Why? Because a ‘soft landing’ narrative will trigger an immediate short squeeze. The market will rocket up, likely breaking the $72,000 resistance. But this is a trap. The volume is too low to sustain a breakout. The move will be driven by algorithmic liquidations and fear-of-missing-out (FOMO) from retail, not from fresh institutional capital.
I have seen this pattern before. In the Uniswap V2 era, I noticed that narrative velocity (spikes in social mentions) often broke 48 hours before price discovery. That velocity is currently low. There is no social frenzy building around crypto. The breakout will lack follow-through, and we will see a classic ‘V-shaped reversal,’ leaving late buyers trapped at the top. The exit is easy; the narrative is the hard part.

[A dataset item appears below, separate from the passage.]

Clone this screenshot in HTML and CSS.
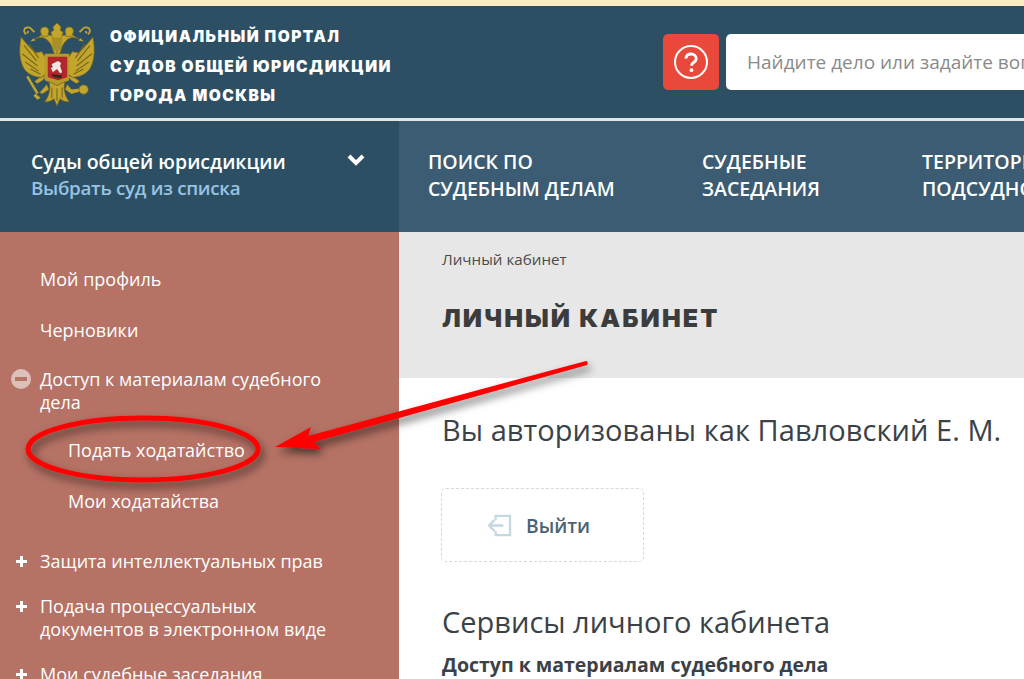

Takeaway: What to Watch Next
The real trade is not the CPI itself. The real trade is the day after. The market’s reaction on Thursday will tell us the true state of the narrative. If the price consolidates above a key level (like $68,000) on higher than average volume, it signals a narrative shift back to long-term accumulation. If it fades back to $64,000, it confirms we are in a structurally bearish trend, held up only by the anticipation of a macro catalyst.

We don't just track trends; we hunt their origins. The origin of this next move is not in a spreadsheet of economic data. It is in the collective psychology of a market that is searching for a story it can believe in. The data itself is just a trigger; the fear is the fuel.
Security is the canvas; liquidity is the paint. But narrative is the artist. And this week, the artist is drunk on uncertainty.